The input:
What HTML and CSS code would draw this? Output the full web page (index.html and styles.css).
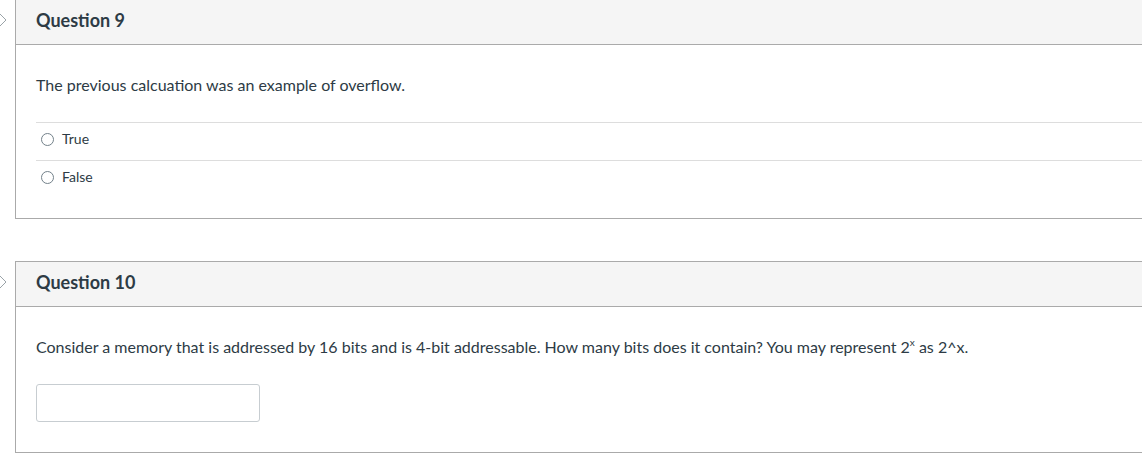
FILE: index.html
```html
<!DOCTYPE html>
<html>
<head>
<meta charset="utf-8">
<link rel="stylesheet" href="styles.css">
</head>
<body>
<div class="quiz">
  <div class="question first">
    <div class="flag">
      <svg width="12" height="14" viewBox="0 0 12 14"><path d="M3 1 L9 7 L3 13" fill="none" stroke="#9aa3a8" stroke-width="1"/></svg>
    </div>
    <div class="card">
      <div class="card-header">Question 9</div>
      <div class="card-body">
        <div class="q-text">The previous calcuation was an example of overflow.</div>
        <div class="answers">
          <label class="answer"><span class="radio"></span><span>True</span></label>
          <label class="answer"><span class="radio"></span><span>False</span></label>
        </div>
      </div>
    </div>
  </div>
  <div class="question">
    <div class="flag">
      <svg width="12" height="14" viewBox="0 0 12 14"><path d="M3 1 L9 7 L3 13" fill="none" stroke="#9aa3a8" stroke-width="1"/></svg>
    </div>
    <div class="card">
      <div class="card-header">Question 10</div>
      <div class="card-body">
        <div class="q-text">Consider a memory that is addressed by 16 bits and is 4-bit addressable. How many bits does it contain? You may represent 2<sup>x</sup> as 2^x.</div>
        <div class="input-box"></div>
      </div>
    </div>
  </div>
</div>
</body>
</html>
```
FILE: styles.css
```css
html, body {
  margin: 0;
  padding: 0;
  background: #ffffff;
  overflow: hidden;
}
body {
  font-family: Lato, "Open Sans", "Liberation Sans", sans-serif;
  color: #2d3b45;
}
.quiz {
  display: flex;
  flex-direction: column;
  gap: 42px;
  width: 1160px;
}
.question {
  display: flex;
  align-items: flex-start;
}
.question.first {
  margin-top: -1px;
}
.flag {
  width: 15px;
  height: 42px;
  display: flex;
  align-items: center;
  flex: none;
}
.flag svg {
  margin-left: -3px;
  display: block;
}
.card {
  flex: 1;
  border: 1px solid #aaaaaa;
}
.card-header {
  background: #f5f5f5;
  border-bottom: 1px solid #aaaaaa;
  box-sizing: border-box;
  height: 45px;
  padding-left: 20px;
  padding-bottom: 5px;
  display: flex;
  align-items: center;
  font-weight: 700;
  font-size: 18px;
}
.card-body {
  padding: 28px 0 20px 20px;
}
.q-text {
  font-size: 16px;
  line-height: 24px;
}
.q-text sup {
  font-size: 10px;
  line-height: 0;
  vertical-align: 7px;
}
.answers {
  margin-top: 25px;
}
.answer {
  display: flex;
  align-items: center;
  gap: 8px;
  height: 31px;
  padding-bottom: 6px;
  border-top: 1px solid #dddddd;
  font-size: 14px;
  padding-left: 5px;
}
.radio {
  width: 11px;
  height: 11px;
  border: 1px solid #73818a;
  border-radius: 50%;
  flex: none;
  margin-top: 2px;
}
.input-box {
  margin-top: 25px;
  width: 224px;
  height: 38px;
  box-sizing: border-box;
  border: 1px solid #c7cdd1;
  border-radius: 3px;
  margin-bottom: 10px;
}
```
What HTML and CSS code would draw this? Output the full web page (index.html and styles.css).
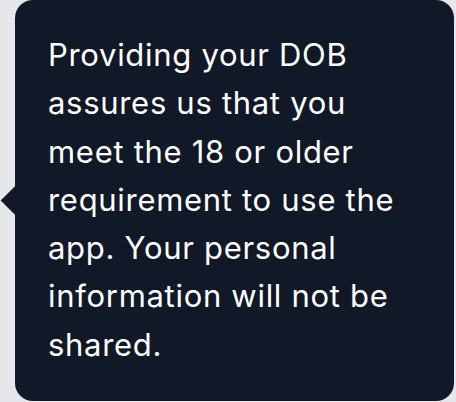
FILE: index.html
```html
<!DOCTYPE html>
<html lang="en">
<head>
<meta charset="utf-8">
<title>Tooltip</title>
<link rel="stylesheet" href="styles.css">
</head>
<body>
<div class="stage">
  <div class="tooltip">
    <p class="tooltip-text">Providing your DOB assures us that you meet the 18 or older requirement to use the app. Your personal information will not be shared.</p>
  </div>
</div>
</body>
</html>
```
FILE: styles.css
```css
html, body {
  margin: 0;
  padding: 0;
}
body {
  background: #e5e7eb;
  width: 456px;
  height: 402px;
  overflow: hidden;
}
.stage {
  padding-left: 15px;
}
.tooltip {
  position: relative;
  box-sizing: border-box;
  width: 439px;
  height: 401px;
  background: #111827;
  border-radius: 18px;
  padding: 31px 36px 0 33px;
}
.tooltip::before {
  content: "";
  position: absolute;
  left: -10px;
  top: 190px;
  width: 21px;
  height: 21px;
  background: #111827;
  transform: rotate(45deg);
}
.tooltip-text {
  margin: 0;
  font-family: Inter, "Noto Sans", sans-serif;
  font-size: 31px;
  line-height: 48.3px;
  letter-spacing: 0.7px;
  color: #ffffff;
}
```
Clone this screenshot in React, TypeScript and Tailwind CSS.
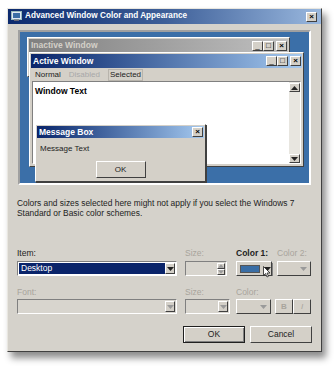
import React from "react";

const raised =
  "border border-t-white border-l-white border-r-[#404040] border-b-[#404040] bg-[#d4d0c8]";
const sunken =
  "border border-t-[#808080] border-l-[#808080] border-r-white border-b-white";

function CapButton({ glyph, bold }: { glyph: string; bold?: boolean }) {
  return (
    <div
      className={`${raised} flex h-[10px] w-[11px] items-center justify-center text-[8px] leading-none text-black ${bold ? "font-bold" : ""}`}
    >
      {glyph}
    </div>
  );
}

function CapButtons() {
  return (
    <div className="flex items-center">
      <CapButton glyph="_" />
      <CapButton glyph="□" bold />
      <div className="w-[2px]" />
      <CapButton glyph="×" bold />
    </div>
  );
}

function Arrow({ up, dim }: { up?: boolean; dim?: boolean }) {
  return (
    <svg width="7" height="4" viewBox="0 0 7 4">
      <path d={up ? "M0 4 L3.5 0 L7 4 Z" : "M0 0 L7 0 L3.5 4 Z"} fill={dim ? "#9a9a9a" : "#222"} />
    </svg>
  );
}

function DropButton({ dim }: { dim?: boolean }) {
  return (
    <div className={`${raised} flex h-full w-[10px] items-center justify-center`}>
      <Arrow dim={dim} />
    </div>
  );
}

function Preview() {
  return (
    <div className="relative mx-[10px] mt-[6px] h-[155px] border-2 border-t-[#a0a0a0] border-l-[#a0a0a0] border-r-white border-b-white bg-[#3b6fa8]">
      {/* inactive window */}
      <div className={`${raised} absolute left-[7px] top-[5px] h-[40px] w-[263px] p-[1px]`}>
        <div className="flex h-[13px] items-center justify-between bg-gradient-to-r from-[#808080] to-[#c0c0c0] pl-[2px] pr-[1px]">
          <span className="text-[8.5px] font-bold text-[#d4d0c8]">Inactive Window</span>
          <CapButtons />
        </div>
      </div>

      {/* active window */}
      <div className={`${raised} absolute left-[9px] top-[20px] flex h-[115px] w-[275px] flex-col p-[1px]`}>
        <div className="flex h-[14px] items-center justify-between bg-gradient-to-r from-[#0a246a] to-[#a6caf0] pl-[2px] pr-[1px]">
          <span className="text-[8.5px] font-bold text-white">Active Window</span>
          <CapButtons />
        </div>
        <div className="flex h-[13px] items-center gap-[8px] px-[4px] text-[8px] text-[#222]">
          <span>Normal</span>
          <span className="text-[#a8a8a8]">Disabled</span>
          <span className="border border-[#b8b4ac] px-[1px] leading-[10px]">Selected</span>
        </div>
        <div className={`${sunken} mx-[1px] mb-[1px] flex flex-1 bg-white`}>
          <div className="flex-1 px-[2px] pt-[3px] text-[8.5px] font-bold text-black">Window Text</div>
          <div className="flex w-[11px] flex-col justify-between bg-[#e8e6e0] pt-[1px]">
            <div className={`${raised} flex h-[9px] items-center justify-center`}>
              <Arrow up />
            </div>
            <div className={`${raised} flex h-[9px] items-center justify-center`}>
              <Arrow />
            </div>
          </div>
        </div>
      </div>

      {/* message box */}
      <div className={`${raised} absolute left-[15px] top-[92px] flex h-[58px] w-[171px] flex-col p-[1px] shadow-[1px_1px_0_#404040]`}>
        <div className="flex h-[12px] items-center justify-between bg-gradient-to-r from-[#0a246a] to-[#a6caf0] pl-[2px] pr-[1px]">
          <span className="text-[8.5px] font-bold text-white">Message Box</span>
          <CapButton glyph="×" bold />
        </div>
        <div className="px-[3px] pt-[5px] text-[8px] text-[#222]">Message Text</div>
        <div className="mt-auto mb-[2px] flex justify-center">
          <div className={`${raised} flex h-[17px] w-[50px] items-center justify-center border-r-[#202020] border-b-[#202020] text-[8px] text-[#222]`}>
            OK
          </div>
        </div>
      </div>
    </div>
  );
}

function Label({ children, dim, bold, w }: { children: React.ReactNode; dim?: boolean; bold?: boolean; w: string }) {
  return (
    <div className={`${w} text-[8.5px] leading-[10px] ${dim ? "text-[#a8a49c]" : "text-[#222]"} ${bold ? "font-bold" : ""}`}>
      {children}
    </div>
  );
}

export default function App() {
  return (
    <div className="h-[366px] w-[335px] bg-white pl-[7px] pt-[8px] [font-family:'Liberation_Sans',Arial,sans-serif]">
      <div className="flex h-[344px] w-[315px] flex-col border border-t-[#e8e6e0] border-l-[#e8e6e0] border-r-[#404040] border-b-[#404040] bg-[#d5d2cb] shadow-[4px_6px_7px_rgba(0,0,0,0.45)]">
        {/* title bar */}
        <div className="flex h-[15px] items-center justify-between bg-gradient-to-r from-[#0c2a6e] via-[#3e5f98] to-[#9ab8de] pl-[3px] pr-[4px]">
          <div className="flex items-center gap-[3px]">
            <svg width="11" height="10" viewBox="0 0 11 10">
              <rect x="0.5" y="0.5" width="10" height="8" fill="#dfe8f4" stroke="#9bb" />
              <rect x="2" y="2" width="7" height="5" fill="#3a6ea5" />
              <rect x="3" y="8.5" width="5" height="1.5" fill="#667" />
            </svg>
            <span className="text-[8.2px] font-bold text-white">Advanced Window Color and Appearance</span>
          </div>
          <CapButton glyph="×" bold />
        </div>

        <Preview />

        <p className="mt-[13px] px-[9px] text-[8.4px] leading-[10px] text-[#222]">
          Colors and sizes selected here might not apply if you select the Windows 7
          <br />
          Standard or Basic color schemes.
        </p>

        {/* item row */}
        <div className="mt-[30px] flex px-[9px]">
          <Label w="w-[168px]">Item:</Label>
          <Label w="w-[51px]" dim>Size:</Label>
          <Label w="w-[41px]" bold>Color 1:</Label>
          <Label w="w-[34px]" dim>Color 2:</Label>
        </div>
        <div className="mt-[3px] flex h-[15px] px-[9px]">
          <div className={`${sunken} flex w-[160px] items-stretch bg-white p-[1px]`}>
            <div className="flex flex-1 items-center bg-[#0a246a] px-[2px] text-[8.5px] text-white">Desktop</div>
            <DropButton />
          </div>
          <div className="w-[8px]" />
          <div className={`${sunken} flex w-[42px] justify-end bg-[#d8d5ce] p-[1px]`}>
            <div className="flex w-[8px] flex-col">
              <div className={`${raised} flex flex-1 items-center justify-center`}>
                <Arrow up dim />
              </div>
              <div className={`${raised} flex flex-1 items-center justify-center`}>
                <Arrow dim />
              </div>
            </div>
          </div>
          <div className="w-[9px]" />
          <div className={`${raised} relative flex w-[36px] items-center gap-[4px] border-r-[#202020] border-b-[#202020] pl-[3px]`}>
            <div className="h-[8px] w-[20px] border border-[#555] bg-[#3a6ea5]" />
            <Arrow />
            <div className="absolute right-[-2px] top-[1px] h-[13px] w-[1px] bg-[#808080]" />
            <svg className="absolute left-[26px] top-[4px]" width="8" height="12" viewBox="0 0 8 12">
              <path d="M0.5 0.5 L0.5 9.5 L2.5 7.5 L4 11 L5.5 10.3 L4 7 L7 7 Z" fill="white" stroke="#222" strokeWidth="0.8" />
            </svg>
          </div>
          <div className="w-[5px]" />
          <div className={`${raised} flex w-[34px] items-center justify-end pr-[3px]`}>
            <Arrow dim />
          </div>
        </div>

        {/* font row */}
        <div className="mt-[11px] flex px-[9px]">
          <Label w="w-[168px]" dim>Font:</Label>
          <Label w="w-[51px]" dim>Size:</Label>
          <Label w="w-[41px]" dim>Color:</Label>
        </div>
        <div className="mt-[2px] flex h-[15px] px-[9px]">
          <div className={`${sunken} flex w-[160px] justify-end bg-[#d8d5ce] p-[1px]`}>
            <DropButton dim />
          </div>
          <div className="w-[8px]" />
          <div className={`${sunken} flex w-[45px] justify-end bg-[#d8d5ce] p-[1px]`}>
            <DropButton dim />
          </div>
          <div className="w-[6px]" />
          <div className={`${raised} flex w-[35px] items-center justify-end pr-[3px]`}>
            <Arrow dim />
          </div>
          <div className="w-[4px]" />
          <div className={`${raised} flex w-[18px] items-center justify-center text-[8px] font-bold text-[#a8a49c]`}>B</div>
          <div className={`${raised} flex w-[18px] items-center justify-center text-[8px] italic text-[#a8a49c]`}>I</div>
        </div>

        {/* buttons */}
        <div className="mt-[12px] flex justify-end gap-[5px] pr-[9px]">
          <div className="flex h-[17px] w-[62px] items-center justify-center border border-[#202020] bg-[#d4d0c8] text-[8.5px] text-[#222] shadow-[inset_1px_1px_0_white,inset_-1px_-1px_0_#808080]">
            OK
          </div>
          <div className={`${raised} flex h-[17px] w-[62px] items-center justify-center border-r-[#202020] border-b-[#202020] text-[8.5px] text-[#222]`}>
            Cancel
          </div>
        </div>
      </div>
    </div>
  );
}
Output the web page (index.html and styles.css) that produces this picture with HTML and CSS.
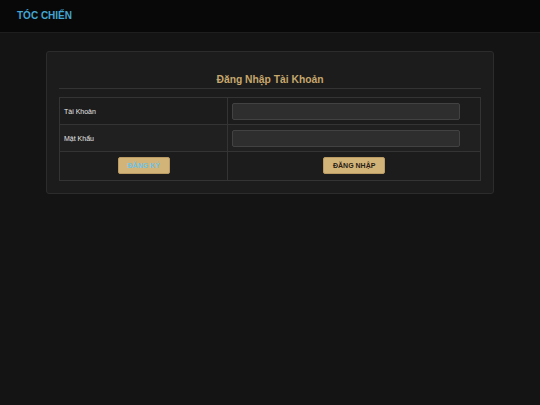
FILE: index.html
```html
<!DOCTYPE html>
<html lang="vi">
<head>
<meta charset="utf-8">
<title>Tóc Chiến - Đăng Nhập</title>
<link rel="stylesheet" href="styles.css">
</head>
<body>
<header class="topbar">
  <a class="brand" href="#">TÓC CHIẾN</a>
</header>
<main class="main">
  <section class="card">
    <h1 class="card-title">Đăng Nhập Tài Khoản</h1>
    <table class="login-table">
      <tr class="row">
        <td class="label-cell">Tài Khoản</td>
        <td class="input-cell"><input class="field" type="text"></td>
      </tr>
      <tr class="row row-alt">
        <td class="label-cell">Mật Khẩu</td>
        <td class="input-cell"><input class="field" type="password"></td>
      </tr>
      <tr class="row row-btn">
        <td class="btn-cell"><button class="btn btn-register">ĐĂNG KÝ</button></td>
        <td class="btn-cell"><button class="btn">ĐĂNG NHẬP</button></td>
      </tr>
    </table>
  </section>
</main>
</body>
</html>
```
FILE: styles.css
```css
html, body {
  margin: 0;
  padding: 0;
}
body {
  background: #141414;
  font-family: "Liberation Sans", Arial, sans-serif;
  color: #ddd;
  min-height: 405px;
}
.topbar {
  height: 33px;
  background: #080808;
  border-bottom: 1px solid #1e1e1e;
  display: flex;
  align-items: center;
  padding-left: 17px;
  box-sizing: border-box;
}
.brand {
  color: #43a6d2;
  font-weight: bold;
  font-size: 10px;
  text-decoration: none;
  line-height: 1;
}
.main {
  padding: 18px 46px 0 46px;
}
.card {
  background: #1c1c1c;
  border: 1px solid #2c2c2c;
  border-radius: 3px;
  padding: 0 12px 12px 12px;
}
.card-title {
  margin: 21px 0 8px 0;
  padding: 0 0 2px 0;
  font-size: 10.3px;
  line-height: 13px;
  font-weight: bold;
  color: #c6a76c;
  text-align: center;
  border-bottom: 1px solid #333;
}
.login-table {
  width: 100%;
  border-collapse: collapse;
  border: 1px solid #343434;
}
.login-table td {
  border: 1px solid #343434;
  padding: 0 4px;
  font-size: 7px;
  color: #e6e6e6;
}
.row {
  height: 27px;
}
.row-alt {
  background: #202020;
  height: 27px;
}
.row-btn {
  height: 29px;
}
.label-cell {
  width: 40%;
}
.input-cell {
  vertical-align: middle;
}
.field {
  display: block;
  width: 228px;
  height: 17px;
  box-sizing: border-box;
  background: #2e2e2e;
  border: 1px solid #424242;
  border-radius: 2px;
  margin: 0;
  padding: 0 4px;
  color: #ddd;
  font-size: 7px;
}
.row-alt .field {
  margin-top: 1px;
}
.btn-cell {
  text-align: center;
}
.btn {
  background: #d2b479;
  border: 1px solid #b89a62;
  border-radius: 2px;
  height: 17px;
  padding: 0 9px;
  font-family: "Liberation Sans", Arial, sans-serif;
  font-weight: bold;
  font-size: 7px;
  color: #2a2014;
  cursor: pointer;
  margin-top: -1px;
}
.btn-register {
  color: #6cc3e6;
}
```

What is required:
The first line to give again is the one with "Clone this screenshot", and the last is the one with "border-t-[#808080] border-l-[#808080] border-r-white". Repeat them and everything between exactly, minus the pictures.

Answer:
Clone this screenshot in React, TypeScript and Tailwind CSS.
import React from "react";

const raised =
  "border border-t-white border-l-white border-r-[#404040] border-b-[#404040] bg-[#d4d0c8]";
const sunken =
  "border border-t-[#808080] border-l-[#808080] border-r-white border-b-white";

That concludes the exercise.